DBSCAN has created a big fat cluster for school/meal/home already at 100m. Not looking great.

In [None]:
fig = mapping.plot_clusters(expanded_trip_df_map[3],
                            alg='oursim',
                            loc_type='start',
                            radii=[100, 150, 200, 250])
fig

oursim found distinct school/meal/home clusters at 100m. It starts blurring by 150m and some distinct clusters are fully merged by 200m.

Verdict: 
- oursim produces clusters which have a constrained maximum diameter. if we use it, we should decrease the radius to 100-200m, perhaps 300m if we want to use the technique of getting large clusters and then separating further via SVM or other methods. One major issue is the problem of varying densities and varying scales. For instance, people who frequently visit college campuses may do different things in adjacent buildings.
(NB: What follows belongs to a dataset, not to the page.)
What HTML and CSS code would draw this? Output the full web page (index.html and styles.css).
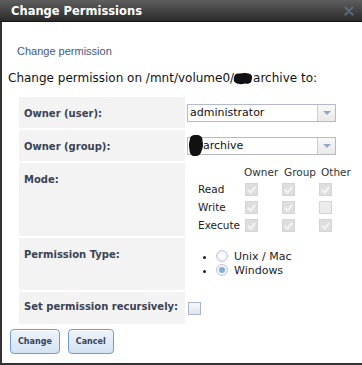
FILE: index.html
```html
<!DOCTYPE html>
<html lang="en">
<head>
    <meta charset="UTF-8">
    <title>Change Permissions</title>
    <link rel="stylesheet" href="styles.css">
</head>
<body>
    <div class="dialog">
        <div class="titlebar">
            <span class="title">Change Permissions</span>
            <svg class="close" width="10" height="10" viewBox="0 0 10 10">
                <path d="M1.5 1.5 L8.5 8.5 M8.5 1.5 L1.5 8.5" stroke="#5d6d84" stroke-width="2.4" stroke-linecap="round"/>
            </svg>
        </div>
        <div class="content">
            <p class="subtitle">Change permission</p>
            <p class="path">Change permission on /mnt/volume0/<svg class="blot" width="20" height="13" viewBox="0 0 20 13"><path d="M1 6 C1 2 4 1 7 1.5 C10 0.5 14 1 17 2 C19.5 3 19.5 6 18.5 8 C19 10.5 16 12.5 12 11.5 C9 12.5 5 12.5 3 11 C0.5 10 0.5 8 1 6 Z" fill="#111"/></svg>archive to:</p>

            <table class="form">
                <colgroup>
                    <col class="label-col">
                    <col>
                </colgroup>
                <tr>
                    <th>Owner (user):</th>
                    <td>
                        <div class="select"><span class="val">administrator</span><span class="arrow"></span></div>
                    </td>
                </tr>
                <tr>
                    <th>Owner (group):</th>
                    <td>
                        <div class="select"><span class="val"><svg class="blot tall" width="16" height="23" viewBox="0 0 16 23"><path d="M2 5 C2 2 5 0.5 8 1 C12 0.5 15 3 14.5 7 C15.5 10 15 14 13.5 17 C13 20.5 10 22.5 7 22 C4 22.5 1.5 20 1.5 16 C0.5 12 1 8 2 5 Z" fill="#111"/></svg>archive</span><span class="arrow"></span></div>
                    </td>
                </tr>
                <tr>
                    <th>Mode:</th>
                    <td class="mode">
                        <div class="mode-grid">
                            <span></span><span class="head">Owner</span><span class="head">Group</span><span class="head">Other</span>
                            <span class="perm">Read</span><span class="cb on"></span><span class="cb on"></span><span class="cb on"></span>
                            <span class="perm">Write</span><span class="cb on"></span><span class="cb on"></span><span class="cb"></span>
                            <span class="perm">Execute</span><span class="cb on"></span><span class="cb on"></span><span class="cb on"></span>
                        </div>
                    </td>
                </tr>
                <tr>
                    <th>Permission Type:</th>
                    <td>
                        <ul class="types">
                            <li><span class="radio"></span>Unix / Mac</li>
                            <li><span class="radio checked"></span>Windows</li>
                        </ul>
                    </td>
                </tr>
                <tr>
                    <th class="mid">Set permission recursively:</th>
                    <td>
                        <span class="check"></span>
                    </td>
                </tr>
            </table>

            <div class="buttons">
                <button type="button">Change</button>
                <button type="button">Cancel</button>
            </div>
        </div>
    </div>
</body>
</html>
```

FILE: styles.css
```css
body {
    margin: 0;
    background: #fff;
    font-family: "DejaVu Sans", Verdana, sans-serif;
}
.dialog {
    width: 362px;
    height: 365px;
    display: flex;
    flex-direction: column;
}
.titlebar {
    height: 22px;
    flex: none;
    display: flex;
    align-items: center;
    justify-content: space-between;
    padding: 0 8px 0 11px;
    background: linear-gradient(#5e5e5e, #2a2a2a);
    border-bottom: 1px solid #151515;
    box-sizing: border-box;
}
.title {
    color: #fff;
    font-weight: bold;
    font-size: 11.5px;
    line-height: 14px;
    margin-top: 1px;
}
.close {
    opacity: 0.9;
}
.content {
    flex: 1;
    border-left: 2px solid #333;
    border-bottom: 2px solid #333;
}
.subtitle {
    margin: 23px 0 0 15px;
    font-family: "Liberation Sans", Arial, sans-serif;
    font-size: 11px;
    line-height: 13px;
    color: #45587a;
}
.path {
    margin: 13px 0 0 6px;
    font-size: 12px;
    line-height: 14px;
    color: #111;
}
.blot {
    vertical-align: -3px;
    margin-left: -1px;
}
.form {
    margin: 10px 0 0 15px;
    border-spacing: 2px;
    width: 330px;
    table-layout: fixed;
}
.label-col {
    width: 166px;
}
.form th {
    background: #f3f3f3;
    text-align: left;
    vertical-align: top;
    padding: 9px 5px 0 5px;
    font-size: 10px;
    line-height: 16px;
    color: #3a4252;
    white-space: nowrap;
}
.form th.mid {
    padding-top: 7px;
}
.form td {
    padding: 7px 0 6px 0;
    vertical-align: top;
}
.select {
    width: 149px;
    height: 18px;
    box-sizing: border-box;
    border: 1px solid #b4bac8;
    display: flex;
    background: #fff;
}
.select .val {
    flex: 1;
    padding-left: 2px;
    font-size: 11px;
    line-height: 16px;
    color: #111;
    white-space: nowrap;
}
.blot.tall {
    vertical-align: middle;
    margin: -5px -1px -4px -2px;
}
.arrow {
    width: 17px;
    border-left: 1px solid #c9cdd6;
    background: linear-gradient(#f8f8f8, #e9e9e9);
    display: flex;
    align-items: center;
    justify-content: center;
}
.arrow::after {
    content: "";
    border-left: 4px solid transparent;
    border-right: 4px solid transparent;
    border-top: 4px solid #93a7cc;
}
.form td.mode {
    padding: 1px 0 2px 0;
}
.mode-grid {
    display: grid;
    grid-template-columns: 47px 37px 37px 37px;
    grid-template-rows: 16px 18px 18px 18px;
    margin-left: 11px;
    align-items: center;
    font-size: 10.5px;
    color: #222;
}
.mode-grid .head {
    margin-left: -1px;
    color: #333;
}
.mode-grid .head + .head {
    margin-left: 2px;
}
.cb {
    width: 13px;
    height: 13px;
    box-sizing: border-box;
    border: 1px solid #d4d4d4;
    background: #ebebeb;
    position: relative;
}
.cb.on {
    background: #dedede;
}
.cb.on::after {
    content: "";
    position: absolute;
    left: 3px;
    top: 1px;
    width: 3px;
    height: 6px;
    border-right: 2px solid #f4f4f4;
    border-bottom: 2px solid #f4f4f4;
    transform: rotate(40deg);
}
.types {
    margin: 5px 0 6px 0;
    padding-left: 29px;
    list-style: disc;
    font-size: 11px;
    line-height: 14px;
    color: #222;
}
.radio {
    display: inline-block;
    width: 12px;
    height: 12px;
    box-sizing: border-box;
    border-radius: 50%;
    border: 1px solid #bfcad8;
    background: radial-gradient(#ffffff, #e4eaf1);
    vertical-align: -2px;
    margin-right: 6px;
    position: relative;
}
.radio.checked::after {
    content: "";
    position: absolute;
    left: 2px;
    top: 2px;
    width: 6px;
    height: 6px;
    border-radius: 50%;
    background: #86acd6;
}
.check {
    display: block;
    width: 13px;
    height: 13px;
    box-sizing: border-box;
    margin: 3px 0 3px 1px;
    border: 1px solid #a9b6c9;
    background: linear-gradient(#f6f8fb, #dfe6ef);
}
.buttons {
    display: flex;
    gap: 8px;
    margin: 3px 0 0 8px;
}
.buttons button {
    height: 25px;
    padding: 0 7px;
    border: 1px solid #6f9dcc;
    border-radius: 4px;
    background: linear-gradient(#eef4fa, #d3e3f2);
    box-shadow: inset 0 1px 0 #fff;
    font-family: "DejaVu Sans", Verdana, sans-serif;
    font-weight: bold;
    font-size: 8px;
    color: #33435c;
}
```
I imagine this problem will also surface when comparing people who live in the suburbs/exurbs vs people living in city downtowns (for example, in the suburb someone may drive out to go to a big grocery store, whereas in the city they may just walk around the corner to a produce store, which may be located right next to a laundromat, the library, the park, etc.)
- however, it also sometimes splits the density core of real-world cluster into multiple artificial clusters. DBSCAN doesn't have this issue as much because it finds these density cores. The main issue with DBSCAN is the dendrites. If we use sub-clustering techniques like SVM, we should use DBSCAN as the base clusterer rather than oursim so that the density cores will be intact. 

TODO: graph the cluster count/request pct/homogeneity/etc as radius grows, then see if there is a region where cluster count/etc stabilizes, and use that to aid radius selection. Also, I would like to test out OPTICS, which is supposed to be slightly better at handling clusters of varying densities.